Exercise directions: Word for word, copy all the data and drop the pictures.

Recorded information:
☆ ☆ ☆ ☆
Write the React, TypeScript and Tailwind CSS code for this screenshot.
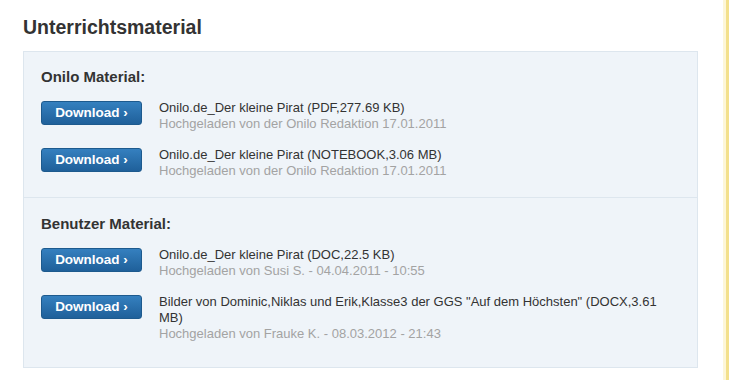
import React from "react";

type Item = { title: string; meta: string };

const onilo: Item[] = [
  { title: "Onilo.de_Der kleine Pirat (PDF,277.69 KB)", meta: "Hochgeladen von der Onilo Redaktion 17.01.2011" },
  { title: "Onilo.de_Der kleine Pirat (NOTEBOOK,3.06 MB)", meta: "Hochgeladen von der Onilo Redaktion 17.01.2011" },
];

const benutzer: Item[] = [
  { title: "Onilo.de_Der kleine Pirat (DOC,22.5 KB)", meta: "Hochgeladen von Susi S. - 04.04.2011 - 10:55" },
  {
    title: 'Bilder von Dominic,Niklas und Erik,Klasse3 der GGS "Auf dem Höchsten" (DOCX,3.61 MB)',
    meta: "Hochgeladen von Frauke K. - 08.03.2012 - 21:43",
  },
];

function Row({ item }: { item: Item }) {
  return (
    <div className="flex items-start gap-[17px]">
      <button className="mt-px flex h-[24px] w-[101px] shrink-0 items-center justify-center rounded-[3px] border border-[#1d5a8e] bg-gradient-to-b from-[#3580bf] to-[#1f609a] text-[13.5px] font-bold text-white">
        Download ›
      </button>
      <div className="pr-4 text-[13px] leading-[16px]">
        <div className="text-[#333333]">{item.title}</div>
        <div className="text-[#a3a3a3]">{item.meta}</div>
      </div>
    </div>
  );
}

function Section({ title, items, last }: { title: string; items: Item[]; last?: boolean }) {
  return (
    <div className={`px-[17px] ${last ? "pt-[16px] pb-[25px]" : "pt-[15px] pb-[18px] border-b border-[#dde6ee]"}`}>
      <div className="text-[15px] font-bold leading-[20px] text-[#333333]">{title}</div>
      <div className="mt-[13px] flex flex-col gap-[15px]">
        {items.map((it, i) => (
          <Row key={i} item={it} />
        ))}
      </div>
    </div>
  );
}

export default function App() {
  return (
    <div
      className="h-[380px] w-[729px] bg-white"
      style={{ fontFamily: '"Liberation Sans", Arial, sans-serif' }}
    >
      <div className="flex h-full">
        <div className="w-[723px] pl-[23px] pr-[25px] pt-[14px]">
          <h2 className="text-[19.5px] font-bold leading-[26px] text-[#333333]">Unterrichtsmaterial</h2>
          <div className="mt-[11px] border border-[#dde6ee] bg-[#eff4f9]">
            <Section title="Onilo Material:" items={onilo} />
            <Section title="Benutzer Material:" items={benutzer} last />
          </div>
        </div>
        <div className="w-[3px] bg-[#fdf6d8]" />
        <div className="w-[3px] bg-[#f3e08c]" />
      </div>
    </div>
  );
}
☆ ☆ ☆ ☆
Solution for this exercise:
Write the React, TypeScript and Tailwind CSS code for this screenshot.
import React from "react";

type Item = { title: string; meta: string };

const onilo: Item[] = [
  { title: "Onilo.de_Der kleine Pirat (PDF,277.69 KB)", meta: "Hochgeladen von der Onilo Redaktion 17.01.2011" },
  { title: "Onilo.de_Der kleine Pirat (NOTEBOOK,3.06 MB)", meta: "Hochgeladen von der Onilo Redaktion 17.01.2011" },
];

const benutzer: Item[] = [
  { title: "Onilo.de_Der kleine Pirat (DOC,22.5 KB)", meta: "Hochgeladen von Susi S. - 04.04.2011 - 10:55" },
  {
    title: 'Bilder von Dominic,Niklas und Erik,Klasse3 der GGS "Auf dem Höchsten" (DOCX,3.61 MB)',
    meta: "Hochgeladen von Frauke K. - 08.03.2012 - 21:43",
  },
];

function Row({ item }: { item: Item }) {
  return (
    <div className="flex items-start gap-[17px]">
      <button className="mt-px flex h-[24px] w-[101px] shrink-0 items-center justify-center rounded-[3px] border border-[#1d5a8e] bg-gradient-to-b from-[#3580bf] to-[#1f609a] text-[13.5px] font-bold text-white">
        Download ›
      </button>
      <div className="pr-4 text-[13px] leading-[16px]">
        <div className="text-[#333333]">{item.title}</div>
        <div className="text-[#a3a3a3]">{item.meta}</div>
      </div>
    </div>
  );
}

function Section({ title, items, last }: { title: string; items: Item[]; last?: boolean }) {
  return (
    <div className={`px-[17px] ${last ? "pt-[16px] pb-[25px]" : "pt-[15px] pb-[18px] border-b border-[#dde6ee]"}`}>
      <div className="text-[15px] font-bold leading-[20px] text-[#333333]">{title}</div>
      <div className="mt-[13px] flex flex-col gap-[15px]">
        {items.map((it, i) => (
          <Row key={i} item={it} />
        ))}
      </div>
    </div>
  );
}

export default function App() {
  return (
    <div
      className="h-[380px] w-[729px] bg-white"
      style={{ fontFamily: '"Liberation Sans", Arial, sans-serif' }}
    >
      <div className="flex h-full">
        <div className="w-[723px] pl-[23px] pr-[25px] pt-[14px]">
          <h2 className="text-[19.5px] font-bold leading-[26px] text-[#333333]">Unterrichtsmaterial</h2>
          <div className="mt-[11px] border border-[#dde6ee] bg-[#eff4f9]">
            <Section title="Onilo Material:" items={onilo} />
            <Section title="Benutzer Material:" items={benutzer} last />
          </div>
        </div>
        <div className="w-[3px] bg-[#fdf6d8]" />
        <div className="w-[3px] bg-[#f3e08c]" />
      </div>
    </div>
  );
}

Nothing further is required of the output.